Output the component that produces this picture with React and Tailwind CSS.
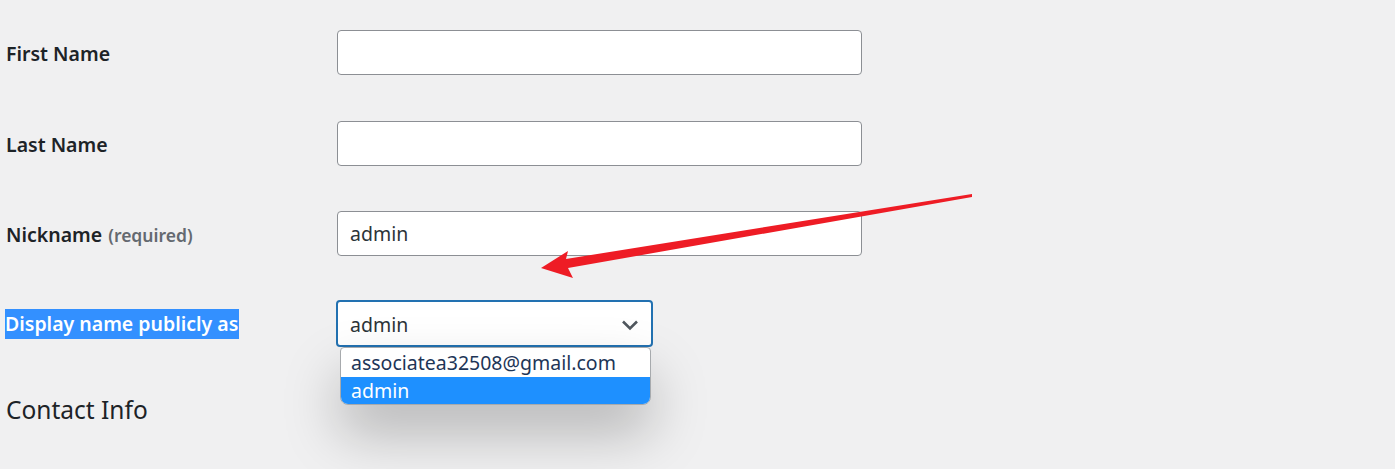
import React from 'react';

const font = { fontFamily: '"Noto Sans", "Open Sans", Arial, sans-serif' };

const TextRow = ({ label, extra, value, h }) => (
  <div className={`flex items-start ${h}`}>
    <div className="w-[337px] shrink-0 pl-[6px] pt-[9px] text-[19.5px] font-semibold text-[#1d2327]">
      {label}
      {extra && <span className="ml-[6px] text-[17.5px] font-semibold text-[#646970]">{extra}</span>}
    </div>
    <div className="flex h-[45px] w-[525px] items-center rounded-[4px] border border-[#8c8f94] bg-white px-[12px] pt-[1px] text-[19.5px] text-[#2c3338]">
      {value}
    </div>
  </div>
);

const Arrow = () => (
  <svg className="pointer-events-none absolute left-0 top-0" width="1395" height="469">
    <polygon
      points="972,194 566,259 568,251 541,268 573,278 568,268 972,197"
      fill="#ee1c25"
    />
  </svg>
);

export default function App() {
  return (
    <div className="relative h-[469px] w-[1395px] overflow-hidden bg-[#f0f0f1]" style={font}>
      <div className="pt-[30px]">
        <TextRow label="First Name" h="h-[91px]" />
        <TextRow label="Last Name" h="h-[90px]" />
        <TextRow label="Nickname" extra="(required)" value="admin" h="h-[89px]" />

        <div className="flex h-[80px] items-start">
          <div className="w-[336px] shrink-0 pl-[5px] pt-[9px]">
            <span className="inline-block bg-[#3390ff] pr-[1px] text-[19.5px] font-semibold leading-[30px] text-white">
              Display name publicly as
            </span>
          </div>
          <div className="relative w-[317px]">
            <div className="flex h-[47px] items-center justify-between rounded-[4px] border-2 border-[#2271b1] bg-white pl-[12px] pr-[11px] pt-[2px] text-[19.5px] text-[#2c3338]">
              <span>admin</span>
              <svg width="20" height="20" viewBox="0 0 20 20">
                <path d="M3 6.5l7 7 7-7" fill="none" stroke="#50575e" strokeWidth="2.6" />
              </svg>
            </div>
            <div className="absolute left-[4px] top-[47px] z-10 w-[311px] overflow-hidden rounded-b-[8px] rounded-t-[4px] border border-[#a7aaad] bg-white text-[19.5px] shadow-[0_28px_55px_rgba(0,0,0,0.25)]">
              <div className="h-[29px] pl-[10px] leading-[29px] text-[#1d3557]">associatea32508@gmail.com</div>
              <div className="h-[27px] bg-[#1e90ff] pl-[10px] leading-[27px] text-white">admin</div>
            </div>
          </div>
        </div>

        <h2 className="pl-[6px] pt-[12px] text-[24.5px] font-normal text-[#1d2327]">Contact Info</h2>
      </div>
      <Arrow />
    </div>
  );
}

= = =

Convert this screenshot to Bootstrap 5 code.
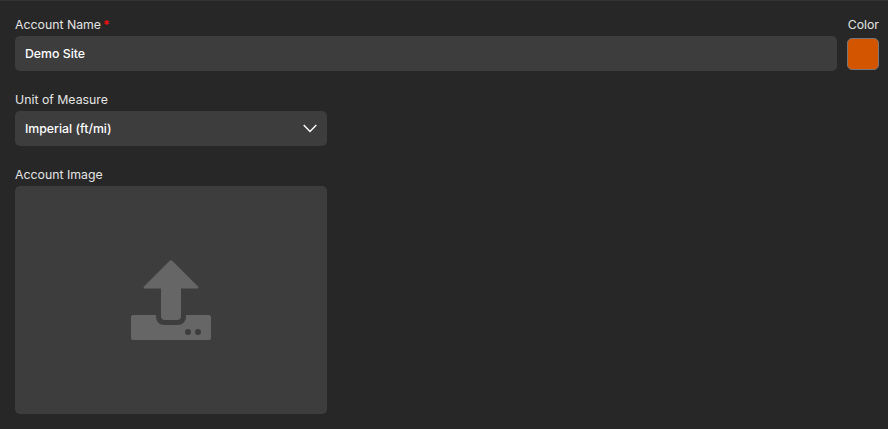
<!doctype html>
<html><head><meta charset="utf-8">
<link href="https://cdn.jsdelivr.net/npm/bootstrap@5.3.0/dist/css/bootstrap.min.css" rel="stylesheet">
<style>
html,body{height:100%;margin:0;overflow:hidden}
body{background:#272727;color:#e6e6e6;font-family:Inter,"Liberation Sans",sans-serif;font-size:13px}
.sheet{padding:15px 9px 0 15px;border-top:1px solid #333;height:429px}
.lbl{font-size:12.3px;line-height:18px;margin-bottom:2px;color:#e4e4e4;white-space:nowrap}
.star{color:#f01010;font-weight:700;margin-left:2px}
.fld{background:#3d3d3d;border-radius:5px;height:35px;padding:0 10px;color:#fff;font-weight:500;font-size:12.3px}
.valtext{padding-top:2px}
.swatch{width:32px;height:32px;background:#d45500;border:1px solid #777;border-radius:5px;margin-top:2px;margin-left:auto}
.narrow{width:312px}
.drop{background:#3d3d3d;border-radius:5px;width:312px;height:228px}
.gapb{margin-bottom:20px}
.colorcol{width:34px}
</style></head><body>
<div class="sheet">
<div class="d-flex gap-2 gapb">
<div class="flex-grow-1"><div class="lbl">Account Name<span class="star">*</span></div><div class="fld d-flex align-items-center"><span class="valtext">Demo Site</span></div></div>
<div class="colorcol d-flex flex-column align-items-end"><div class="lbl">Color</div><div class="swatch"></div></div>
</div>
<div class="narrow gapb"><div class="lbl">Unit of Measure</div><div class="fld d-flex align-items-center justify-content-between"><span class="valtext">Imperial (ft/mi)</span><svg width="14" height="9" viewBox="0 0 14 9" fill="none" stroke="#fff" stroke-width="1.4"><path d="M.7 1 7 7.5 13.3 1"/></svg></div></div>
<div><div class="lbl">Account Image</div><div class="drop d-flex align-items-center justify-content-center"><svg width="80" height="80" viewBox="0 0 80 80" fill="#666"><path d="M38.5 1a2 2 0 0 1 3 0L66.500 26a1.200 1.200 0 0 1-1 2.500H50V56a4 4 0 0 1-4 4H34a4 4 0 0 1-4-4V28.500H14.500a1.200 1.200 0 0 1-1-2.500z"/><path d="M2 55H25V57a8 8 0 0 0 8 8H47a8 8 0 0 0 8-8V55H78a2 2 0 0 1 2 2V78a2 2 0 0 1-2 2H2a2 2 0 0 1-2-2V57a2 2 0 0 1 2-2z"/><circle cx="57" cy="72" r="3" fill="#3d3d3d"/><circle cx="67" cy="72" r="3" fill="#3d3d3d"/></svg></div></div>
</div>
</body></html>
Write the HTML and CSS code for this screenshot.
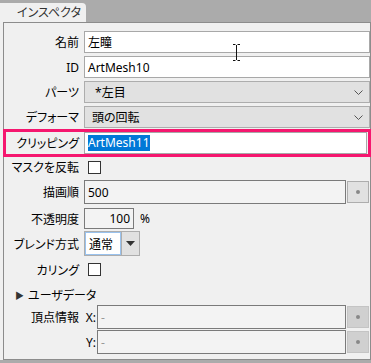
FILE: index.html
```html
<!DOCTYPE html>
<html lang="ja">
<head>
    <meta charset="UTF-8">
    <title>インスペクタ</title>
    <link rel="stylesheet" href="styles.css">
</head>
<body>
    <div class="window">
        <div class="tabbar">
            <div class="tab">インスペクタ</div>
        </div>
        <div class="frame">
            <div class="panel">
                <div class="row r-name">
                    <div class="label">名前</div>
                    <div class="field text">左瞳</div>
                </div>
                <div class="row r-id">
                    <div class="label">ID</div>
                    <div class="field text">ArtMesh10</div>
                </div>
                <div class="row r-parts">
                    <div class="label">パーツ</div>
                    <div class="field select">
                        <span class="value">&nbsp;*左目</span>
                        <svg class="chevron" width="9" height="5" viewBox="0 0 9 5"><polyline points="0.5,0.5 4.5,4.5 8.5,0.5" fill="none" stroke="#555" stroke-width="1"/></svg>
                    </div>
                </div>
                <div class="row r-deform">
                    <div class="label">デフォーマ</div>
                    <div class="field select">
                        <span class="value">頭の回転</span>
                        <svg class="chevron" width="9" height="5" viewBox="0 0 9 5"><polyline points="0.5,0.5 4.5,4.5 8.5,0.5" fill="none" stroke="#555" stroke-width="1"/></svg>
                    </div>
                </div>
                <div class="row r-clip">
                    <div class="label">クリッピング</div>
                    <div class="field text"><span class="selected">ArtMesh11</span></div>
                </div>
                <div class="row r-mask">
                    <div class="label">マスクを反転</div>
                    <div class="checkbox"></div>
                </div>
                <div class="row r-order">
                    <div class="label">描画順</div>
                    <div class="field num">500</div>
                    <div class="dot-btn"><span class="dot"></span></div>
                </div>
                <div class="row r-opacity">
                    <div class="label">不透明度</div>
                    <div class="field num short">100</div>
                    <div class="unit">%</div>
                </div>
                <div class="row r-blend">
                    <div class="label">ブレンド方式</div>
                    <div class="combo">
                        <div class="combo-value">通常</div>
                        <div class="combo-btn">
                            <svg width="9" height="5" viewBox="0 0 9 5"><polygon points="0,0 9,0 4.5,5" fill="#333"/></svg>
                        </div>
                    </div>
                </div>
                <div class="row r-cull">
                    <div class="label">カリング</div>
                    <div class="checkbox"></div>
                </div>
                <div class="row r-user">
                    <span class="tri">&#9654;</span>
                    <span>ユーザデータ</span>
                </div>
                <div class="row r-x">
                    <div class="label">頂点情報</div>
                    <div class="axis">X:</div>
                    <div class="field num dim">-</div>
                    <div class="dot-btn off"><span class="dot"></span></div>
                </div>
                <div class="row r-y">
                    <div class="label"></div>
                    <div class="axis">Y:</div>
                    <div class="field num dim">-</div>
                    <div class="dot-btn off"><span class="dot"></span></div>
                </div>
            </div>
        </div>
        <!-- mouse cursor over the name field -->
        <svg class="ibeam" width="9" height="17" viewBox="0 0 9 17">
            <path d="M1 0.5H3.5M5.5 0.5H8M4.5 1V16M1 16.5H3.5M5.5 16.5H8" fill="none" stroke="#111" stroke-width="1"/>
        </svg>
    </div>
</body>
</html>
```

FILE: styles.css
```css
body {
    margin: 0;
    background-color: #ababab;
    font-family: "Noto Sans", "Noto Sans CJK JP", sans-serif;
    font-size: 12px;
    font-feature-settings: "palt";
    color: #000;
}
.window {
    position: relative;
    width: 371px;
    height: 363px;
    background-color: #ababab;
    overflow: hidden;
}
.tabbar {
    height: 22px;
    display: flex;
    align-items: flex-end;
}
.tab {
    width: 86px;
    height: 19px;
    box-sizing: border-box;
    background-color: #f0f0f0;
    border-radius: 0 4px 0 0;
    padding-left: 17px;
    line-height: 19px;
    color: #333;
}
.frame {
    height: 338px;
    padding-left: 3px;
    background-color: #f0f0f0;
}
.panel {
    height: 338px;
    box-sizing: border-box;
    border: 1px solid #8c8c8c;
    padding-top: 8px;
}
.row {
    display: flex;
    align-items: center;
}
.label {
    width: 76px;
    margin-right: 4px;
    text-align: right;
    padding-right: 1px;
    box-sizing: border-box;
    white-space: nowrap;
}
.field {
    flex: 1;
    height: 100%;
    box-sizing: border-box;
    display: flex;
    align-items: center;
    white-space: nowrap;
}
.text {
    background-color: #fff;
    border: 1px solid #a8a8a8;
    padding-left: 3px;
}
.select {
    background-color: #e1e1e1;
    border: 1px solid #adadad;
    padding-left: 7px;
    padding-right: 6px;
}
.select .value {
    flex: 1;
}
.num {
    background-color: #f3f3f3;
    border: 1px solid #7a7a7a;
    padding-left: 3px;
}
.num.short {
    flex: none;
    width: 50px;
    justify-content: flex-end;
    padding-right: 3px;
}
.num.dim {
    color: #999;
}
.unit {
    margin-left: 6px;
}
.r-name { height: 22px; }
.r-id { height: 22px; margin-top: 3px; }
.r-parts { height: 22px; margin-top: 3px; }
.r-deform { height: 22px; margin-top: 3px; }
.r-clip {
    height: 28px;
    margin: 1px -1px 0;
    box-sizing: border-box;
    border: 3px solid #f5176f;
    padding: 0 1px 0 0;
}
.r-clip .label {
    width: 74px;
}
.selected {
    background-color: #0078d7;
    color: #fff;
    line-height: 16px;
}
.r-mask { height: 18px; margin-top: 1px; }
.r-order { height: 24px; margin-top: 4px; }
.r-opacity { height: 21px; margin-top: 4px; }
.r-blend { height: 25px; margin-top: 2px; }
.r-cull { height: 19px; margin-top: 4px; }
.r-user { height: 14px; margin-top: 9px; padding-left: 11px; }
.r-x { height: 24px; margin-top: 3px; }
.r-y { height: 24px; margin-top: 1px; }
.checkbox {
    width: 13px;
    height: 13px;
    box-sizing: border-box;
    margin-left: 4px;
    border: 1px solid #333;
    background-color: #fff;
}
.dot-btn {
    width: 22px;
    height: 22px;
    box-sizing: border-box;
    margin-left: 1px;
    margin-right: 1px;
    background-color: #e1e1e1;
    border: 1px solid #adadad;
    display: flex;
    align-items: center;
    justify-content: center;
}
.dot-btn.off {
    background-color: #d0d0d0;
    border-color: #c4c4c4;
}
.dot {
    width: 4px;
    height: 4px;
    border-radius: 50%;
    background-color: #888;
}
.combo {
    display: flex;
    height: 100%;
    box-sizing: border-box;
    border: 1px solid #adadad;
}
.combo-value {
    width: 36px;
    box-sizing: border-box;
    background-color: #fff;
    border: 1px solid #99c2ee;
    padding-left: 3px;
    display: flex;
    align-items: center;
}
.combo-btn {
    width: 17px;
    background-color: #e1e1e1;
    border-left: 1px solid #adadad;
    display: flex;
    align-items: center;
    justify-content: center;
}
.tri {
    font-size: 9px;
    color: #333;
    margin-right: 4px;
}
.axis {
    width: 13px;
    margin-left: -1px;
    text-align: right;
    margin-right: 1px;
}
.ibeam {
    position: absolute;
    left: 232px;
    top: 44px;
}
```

= = =

Exercise details: From the entries, report each line that includes the word "code".

Task response:
Convert this screenshot to Bootstrap 5 code.
Write the HTML and CSS code for this screenshot.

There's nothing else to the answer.